Cagnottes en ligne : des sessions d’information pour éviter les fermetures abusives
Par crainte d’être accusés de proxénétisme, les sites de crowfunding ferment d'emblée les cagnottes d’aide aux TDS. Le député Raphaël Gérard envisage des actions pédagogiques à leur encontre.
Mieux informer les plateformes de crowfunding (Le Pot Commun, Leetchi, etc.) pour éviter les fermetures abusives de cagnottes ouvertes par les associations de santé communautaires.
C’est le projet que souhaite porter le député LREM Raphaël Gérard auprès de Cédric O, secrétaire d’Etat chargé du Numérique. En toile de fond, la mésaventure connue par l’association Grisélidis, lors du premier confinement (voir plus bas).

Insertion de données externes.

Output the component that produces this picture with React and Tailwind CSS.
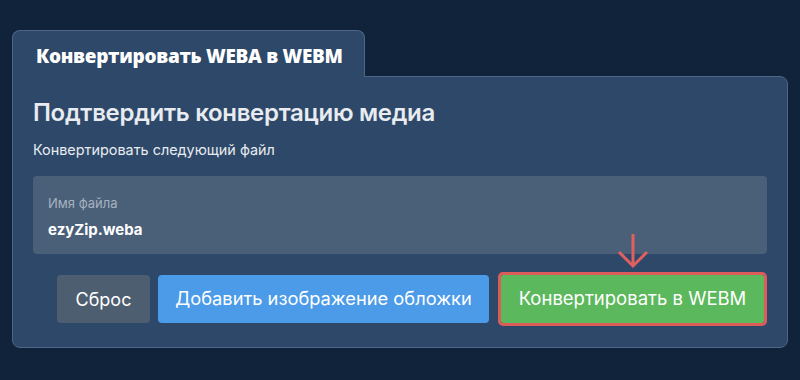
export default function App() {
  return (
    <div
      className="w-[800px] h-[380px] bg-[#10233a] pt-[30px] px-[12px]"
      style={{ fontFamily: 'Inter, "Noto Sans", sans-serif' }}
    >
      <div className="w-[776px]">
        <div className="relative z-10 -mb-px w-[353px] h-[47px] bg-[#2d4869] border-t border-x border-[#4d6687] rounded-t-lg pl-[23px] pt-[4px] flex items-center">
          <span
            className="text-[19px] font-extrabold text-white tracking-[-0.3px]"
            style={{ fontFamily: '"Open Sans", sans-serif' }}
          >
            Конвертировать WEBA в WEBM
          </span>
        </div>
        <div className="relative bg-[#2d4869] border border-[#4d6687] rounded-b-lg rounded-tr-lg h-[272px] px-[20px] pt-[20px]">
          <h1 className="text-[24px] leading-[32px] font-semibold text-[#e8ebef] tracking-[-0.3px]">Подтвердить конвертацию медиа</h1>
          <p className="mt-[11px] text-[14.4px] leading-[20px] text-[#e8ebef]">Конвертировать следующий файл</p>
          <div className="mt-[16px] h-[78px] bg-[#4a5f78] rounded-[4px] px-[15px] pt-[18px]">
            <div className="text-[13px] leading-[18px] text-[#a7b2c0]">Имя файла</div>
            <div className="mt-[8px] text-[15px] leading-[20px] font-bold text-white">ezyZip.weba</div>
          </div>
          <div className="mt-[21px] flex justify-end pr-[3px]">
            <button className="h-[48px] w-[93px] bg-[#4d5e70] rounded-[4px] text-[18px] text-white">Сброс</button>
            <button className="ml-[8px] h-[48px] w-[331px] bg-[#4b9be8] rounded-[4px] text-[18.3px] text-white">Добавить изображение обложки</button>
            <div className="relative ml-[12px]">
              <svg className="absolute left-1/2 -translate-x-1/2 -top-[42px]" width="32" height="36" viewBox="0 0 32 36" fill="none">
                <path d="M16 1 V33 M2 19 L16 33 L30 19" stroke="#e06060" strokeWidth="3" />
              </svg>
              <button className="h-[48px] w-[263px] bg-[#5cb85c] rounded-[2px] text-[18.5px] text-white outline-[3.5px] outline-solid outline-[#dc5c5a] outline-offset-0">Конвертировать в WEBM</button>
            </div>
          </div>
        </div>
      </div>
    </div>
  )
}
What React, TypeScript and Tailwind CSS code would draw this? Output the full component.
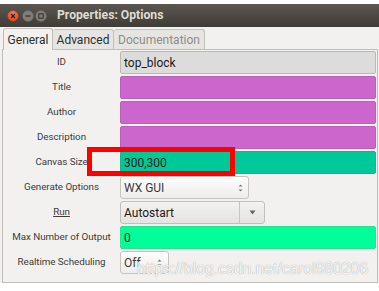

« Le Code Pénal et le Code de la Santé sont clairs : les associations de santé communautaires ne tombent pas sous le coup du proxénétisme passif ou de l’aide à la prostitution, puisqu’elles ont un objet social bien délimité, celui du l’accompagnement médico-social des TDS », détaille l’élu au téléphone.
Car c’est bien là le nœud du problème. Par peur de poursuites au pénal, les plateformes ont tendance à réagir de manière disproportionnée, appliquant de manière excessive leur règlement pour justifier la fermeture des cagnottes. « Rétroactivement, elles comprennent qu’elles ont fait une bêtise. Mais elles ne l’assument pas. C’est une histoire de réputation. C’est très difficile d’obtenir une restitution des fonds, ou ne serait-ce qu’une explication », enchaîne le député. Dans le cas d’une cagnotte ouverte par un particulier, toujours dans l’objectif d’aider les TDS, la situation est plus compliquée car ce dernier ne dispose d’aucun statut.
Afin de connaître la position de l’administration sur le problème et sa proposition, Raphaël Gérard passera par la procédure dite de la question écrite. « La question, et la réponse, seront publiées au Journal Officiel. C’est une procédure plus longue et formelle qu’un simple échange de courriers entre parlementaires. »
« Une manière polie de dire qu’ils font la chasse aux putes »
Pour comprendre le projet de Raphaël Gérard, il faut remonter au premier confinement, début 2020. Suite à l’épidémie de Covid-19, une partie des TDS est confrontée à une baisse drastique de revenus, et à une extrême précarité. L’association Grisélidis décide d’ouvrir une cagnotte sur Le Pot Solidaire, succursale du Pot Commun, pour leur venir en aide. Très vite, 16 000€ sont récoltés.
Face à l’urgence de la situation, la structure pioche dans ses propres fonds, en espérant récupérer les dons par la suite. Mais rien ne se passe comme prévu. « Au mois de juin, j’ai demandé le versement de la somme sur le profil de l’asso’. Ils m’ont indiqué que le virement était validé », détaille June Charlot, médiateur santé chez Grisélidis. Mais l’argent n’arrivera jamais.
Pire : la plateforme commence a remboursé les donateurs.
« Certains nous ont appelé, ils ne comprenaient pas pourquoi. Nous n’avons reçu aucun message pour nous prévenir ! Mais le site n’a pas remboursé les donateurs dont la carte bancaire était expirée, il restait donc 2 000€. Le Pot Solidaire a proposé de nous les reverser, sans aucun protocole ni rien. »
Après plusieurs tentatives, Grisélidis reçoit enfin un début d’explication alambiquée : la superposition d’une injonction administrative et d’un surplus d’activité a entrainé une application irraisonnée de ses CGU (conditions générales d’utilisation). « Une manière polie de dire qu’ils font la chasse aux putes et qu’ils se sont plantés nous concernant. »
Reste que le site, lui, a tout de même prélevé sa commission de 4% sur chaque don effectué sans pour autant remplir sa mission. Se lancer dans une bataille juridique ? Pas d’actualité pour June : « C’est très chronophage, et nous sommes déjà très pris par nos actions. »
Note : nous avons tenté de joindre Le Pot Commun dans le cadre de cet article. Mis à part la promesse que notre demande a bien été transmise, nous n’avons reçu aucun retour.